The Hook Of Texas 18: Junk Hypnosis Trance

 

Two nights in the Austin lights, from Lamar to Congress, grubbing good in between:  En Fuego tacos, LoRo Asian BBQ (evidently, affiliated with Franklin's),  Elizabeth Street Cafe, and Kerby Lane's.  I was beat, I was full, music racked my brain, time to move west.  Abandoned the Guadalupe Mountains idea, the magnetic pull wasn't enough to overcome the thought of an 8 hour drive, much of it at night.  Based on a recommendation from my landlord Chris, it was to Mason, Texas, only a 3 hour drive, to the Lea Lou CoOp, a conglomerate of a restaurant, a night club, lodging, and a ball room barn located downtown on the square.  The drive was delicious, through the heart of the hill country, Lea Lou's was indeed cool, the accomodations outstanding, but there was no one around, hardly anyone.

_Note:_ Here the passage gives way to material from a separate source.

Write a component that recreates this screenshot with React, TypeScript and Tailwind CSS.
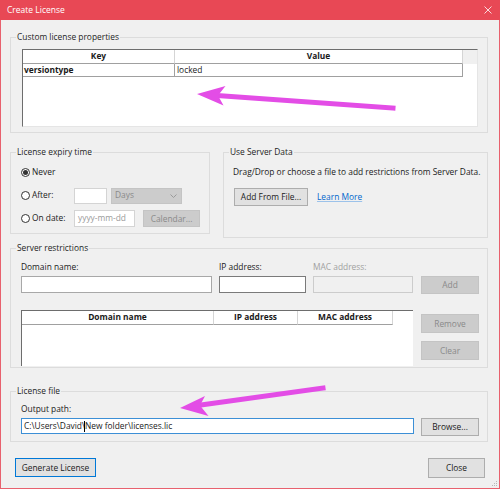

After checking in, I took a look around the town on my bike, usually the best way to look around a town--or a city.  I saw an historical house that a preacher built in the 1880's.  Another marker marked the spot where a sherrif was killed by hostile Indians in 1860, in a twist of fate his grandson later became sheriff and was killed by a bootlegger in 1929.  Prohibition, what a scar on our nation.  I ended up in a massive antique shop, wandering around for an hour, almost buying a Zane Grey biography, checking out an old Autoharp, and walking every aisle; all the junk looked the same after awhile, I was in some sort of junk hypnosis trance. 

After a needed nap and refreshing hot shower, I was ready to check out the night scene of Mason.  I walked into the restaurant and sat at the bar, only a few people were there, maybe 8 or 9 in the whole place.  A guy named Gerald immediately introduced himself and started talking about how his family used to own this place and he grew up here and this and that, and it was a grocery store and he was thinking about having kids finally at 40 and he backed the blue, and he bugs the bartender.  I played along, made small talk, mentioning backing the blue, too, declaring they should do traffic surveillance with drones and get off the roads with their $100k Suburbans and radar guns, they were a fucking distraction, I cried, and a menace, go solve some crimes, I wailed loudly.  Soon after that, he quietly paid out and left, his chattiness was gone, the bartender indicated he wasn't all there, that he'd taken a bad road.  Thinking back, he gave me the creeps, I was glad when he took off.